Objective ▸ Give the number of lines in the data that contain "React", and nothing more.

Supplied data ▸
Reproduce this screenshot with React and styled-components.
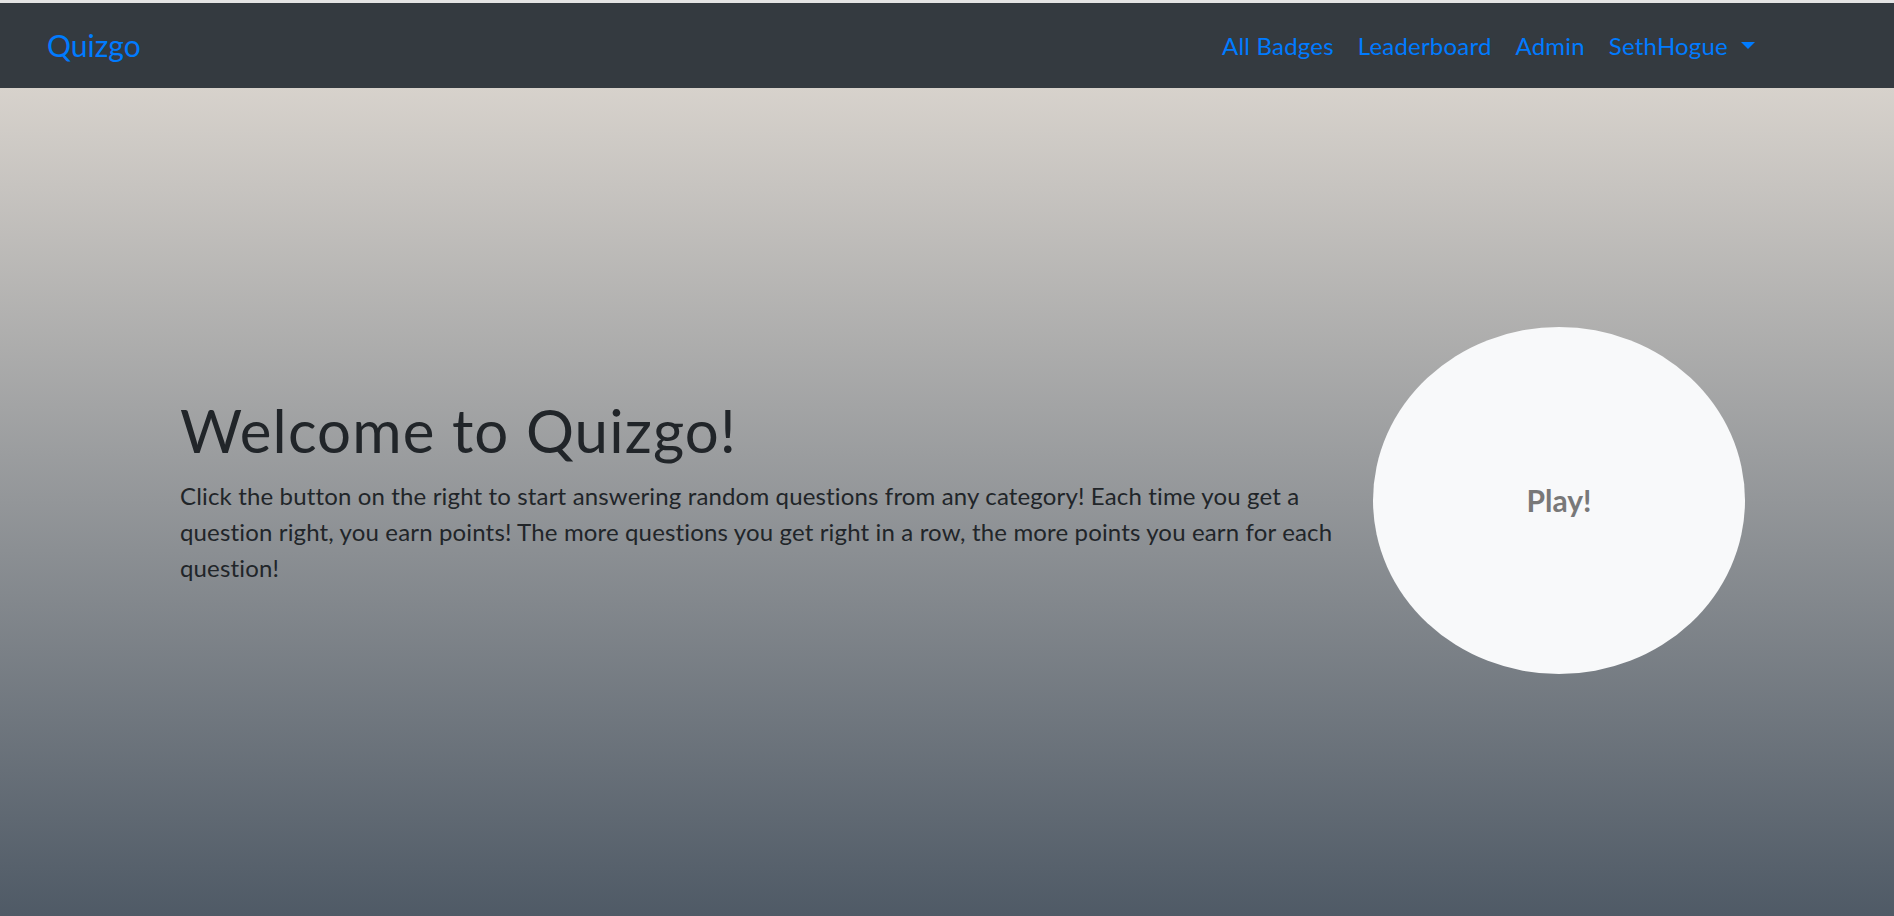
import React from 'react';
import styled, { createGlobalStyle } from 'styled-components';

const GlobalStyle = createGlobalStyle`
  html, body {
    margin: 0;
    padding: 0;
    height: 100%;
    overflow: hidden;
  }
  body {
    font-family: Lato, "Open Sans", "Noto Sans", sans-serif;
    color: #212529;
    background: #e4e4e4;
  }
`;

const Page = styled.div`
  padding-top: 3px;
  display: flex;
  flex-direction: column;
  height: 100vh;
  box-sizing: border-box;
`;

const Navbar = styled.nav`
  height: 85px;
  flex-shrink: 0;
  background: #343a40;
  display: flex;
  align-items: center;
  padding: 0 139px 0 47px;
`;

const Brand = styled.a`
  font-size: 30px;
  color: #007bff;
  text-decoration: none;
  margin-top: -2px;
`;

const NavList = styled.ul`
  list-style: none;
  margin: 0 0 0 auto;
  padding: 0;
  display: flex;
  align-items: center;
  gap: 24px;
`;

const NavLink = styled.a`
  font-size: 24px;
  letter-spacing: 0.2px;
  color: #007bff;
  text-decoration: none;
  display: flex;
  align-items: center;
`;

const Caret = styled.span`
  display: inline-block;
  margin-left: 13px;
  width: 0;
  height: 0;
  border-top: 7px solid #007bff;
  border-left: 7px solid transparent;
  border-right: 7px solid transparent;
`;

const Hero = styled.main`
  flex: 1;
  background: linear-gradient(#d7d2cc 0%, #4f5a66 100%);
  display: flex;
  align-items: center;
  padding-left: 180px;
`;

const TextCol = styled.div`
  width: 1180px;
`;

const Title = styled.h1`
  font-size: 60px;
  font-weight: 400;
  letter-spacing: 1.1px;
  line-height: 1.2;
  margin: 0 0 12px;
`;

const Lead = styled.p`
  font-size: 24px;
  letter-spacing: 0.15px;
  line-height: 36px;
  margin: 0 0 24px;
`;

const PlayButton = styled.button`
  margin: -4px 0 0 13px;
  width: 372px;
  height: 347px;
  flex-shrink: 0;
  border: none;
  border-radius: 50%;
  background: #f8f9fa;
  color: #787878;
  font-family: inherit;
  font-size: 30px;
  font-weight: 700;
  cursor: pointer;
`;

export default function App() {
  return (
    <>
      <GlobalStyle />
      <Page>
        <Navbar>
          <Brand href="#">Quizgo</Brand>
          <NavList>
            <li><NavLink href="#">All Badges</NavLink></li>
            <li><NavLink href="#">Leaderboard</NavLink></li>
            <li><NavLink href="#">Admin</NavLink></li>
            <li><NavLink href="#">SethHogue<Caret /></NavLink></li>
          </NavList>
        </Navbar>
        <Hero>
          <TextCol>
            <Title>Welcome to Quizgo!</Title>
            <Lead>
              Click the button on the right to start answering random questions from any category! Each time you get a question right, you earn points! The more questions you get right in a row, the more points you earn for each question!
            </Lead>
          </TextCol>
          <PlayButton>Play!</PlayButton>
        </Hero>
      </Page>
    </>
  );
}
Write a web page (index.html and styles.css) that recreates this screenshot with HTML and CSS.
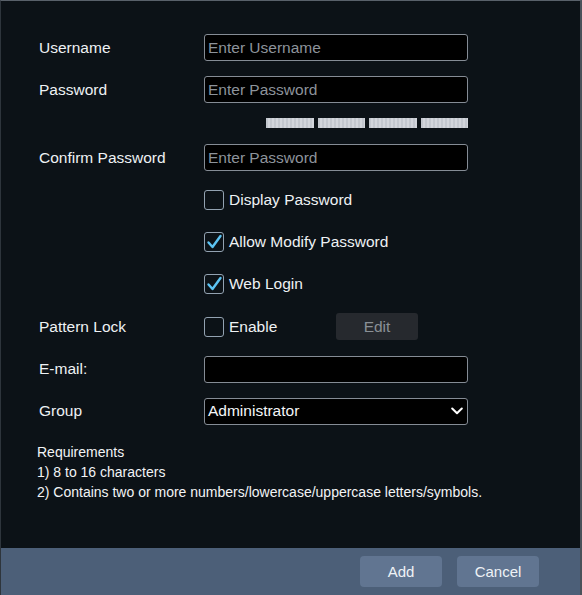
FILE: index.html
```html
<!DOCTYPE html>
<html>
<head>
<meta charset="utf-8">
<link rel="stylesheet" href="styles.css">
</head>
<body>
<div class="dialog">
  <div class="form">
    <div class="row">
      <div class="label">Username</div>
      <div class="input placeholder">Enter Username</div>
    </div>
    <div class="row">
      <div class="label">Password</div>
      <div class="input placeholder">Enter Password</div>
    </div>
    <div class="row bars-row">
      <div class="label"></div>
      <div class="bars"><span class="bar"></span><span class="bar"></span><span class="bar"></span><span class="bar"></span></div>
    </div>
    <div class="row">
      <div class="label">Confirm Password</div>
      <div class="input placeholder">Enter Password</div>
    </div>
    <div class="row">
      <div class="label"></div>
      <div class="check"><span class="box"></span><span>Display Password</span></div>
    </div>
    <div class="row">
      <div class="label"></div>
      <div class="check"><span class="box"><svg viewBox="0 0 20 20" width="20" height="20"><path d="M4.5 10.5 L8.5 15 L16.5 4" fill="none" stroke="#5cc3f2" stroke-width="2.4" stroke-linecap="round" stroke-linejoin="round"/></svg></span><span>Allow Modify Password</span></div>
    </div>
    <div class="row">
      <div class="label"></div>
      <div class="check"><span class="box"><svg viewBox="0 0 20 20" width="20" height="20"><path d="M4.5 10.5 L8.5 15 L16.5 4" fill="none" stroke="#5cc3f2" stroke-width="2.4" stroke-linecap="round" stroke-linejoin="round"/></svg></span><span>Web Login</span></div>
    </div>
    <div class="row">
      <div class="label">Pattern Lock</div>
      <div class="pattern">
        <div class="check enable"><span class="box"></span><span>Enable</span></div>
        <div class="edit">Edit</div>
      </div>
    </div>
    <div class="row">
      <div class="label">E-mail:</div>
      <div class="input"></div>
    </div>
    <div class="row">
      <div class="label">Group</div>
      <div class="input select"><span>Administrator</span><svg viewBox="0 0 12 8" width="12" height="8"><path d="M1.2 1.5 L6 6.3 L10.8 1.5" fill="none" stroke="#ffffff" stroke-width="2" stroke-linecap="round" stroke-linejoin="round"/></svg></div>
    </div>
    <div class="reqs">
      <div>Requirements</div>
      <div>1) 8 to 16 characters</div>
      <div>2) Contains two or more numbers/lowercase/uppercase letters/symbols.</div>
    </div>
  </div>
  <div class="footer">
    <div class="btn">Add</div>
    <div class="btn">Cancel</div>
  </div>
</div>
</body>
</html>
```
FILE: styles.css
```css
html, body {
  margin: 0;
  padding: 0;
  background: #0d1318;
}
body {
  font-family: "Liberation Sans", Arial, sans-serif;
  font-size: 15.5px;
  color: #eef1f4;
}
.dialog {
  width: 582px;
  height: 595px;
  box-sizing: border-box;
  border-top: 1px solid #59616a;
  border-left: 1px solid #2e353c;
  border-right: 2px solid #4a525a;
  background: #0c1217;
  display: flex;
  flex-direction: column;
}
.form {
  flex: 1;
  padding-top: 33px;
  padding-left: 38px;
  display: flex;
  flex-direction: column;
}
.row {
  display: flex;
  align-items: center;
  height: 27px;
  margin-bottom: 15.3px;
}
.label {
  width: 165px;
  flex: none;
}
.input {
  width: 264px;
  height: 27px;
  box-sizing: border-box;
  border: 1px solid #858c95;
  border-radius: 3px;
  background: #000;
  padding: 0 3px;
  display: flex;
  align-items: center;
}
.placeholder {
  color: #8d939b;
}
.select {
  justify-content: space-between;
  color: #f4f6f8;
  padding-right: 4px;
}
.bars-row {
  height: 10px;
  margin-top: -0.5px;
  margin-bottom: 16px;
}
.bars {
  width: 264px;
  display: flex;
  justify-content: flex-end;
  gap: 4px;
}
.bar {
  width: 47.5px;
  height: 10px;
  background: repeating-linear-gradient(90deg, #c3c7ce 0 2px, #d2d5db 2px 4px);
}
.check {
  display: flex;
  align-items: center;
  gap: 5px;
}
.box {
  width: 20px;
  height: 20px;
  box-sizing: border-box;
  border: 1.5px solid #93a2b1;
  border-radius: 3px;
  position: relative;
}
.box svg {
  position: absolute;
  left: -1.5px;
  top: -1.5px;
}
.pattern {
  display: flex;
  align-items: center;
}
.enable {
  width: 132px;
}
.edit {
  width: 82px;
  height: 27px;
  background: #26292e;
  border-radius: 3px;
  color: #8a9096;
  display: flex;
  align-items: center;
  justify-content: center;
}
.reqs {
  margin-top: 1.5px;
  margin-left: -2px;
  font-size: 14px;
  line-height: 20px;
  color: #f2f4f6;
}
.footer {
  height: 47px;
  flex: none;
  background: #4c5f78;
  display: flex;
  justify-content: flex-end;
  align-items: flex-start;
  padding-top: 8px;
  padding-right: 41px;
  gap: 15px;
  box-sizing: border-box;
  font-size: 15px;
}
.btn {
  width: 82px;
  height: 31px;
  background: #617591;
  border-radius: 4px;
  color: #eef2f6;
  display: flex;
  align-items: center;
  justify-content: center;
}
```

Exercise response ▸ 2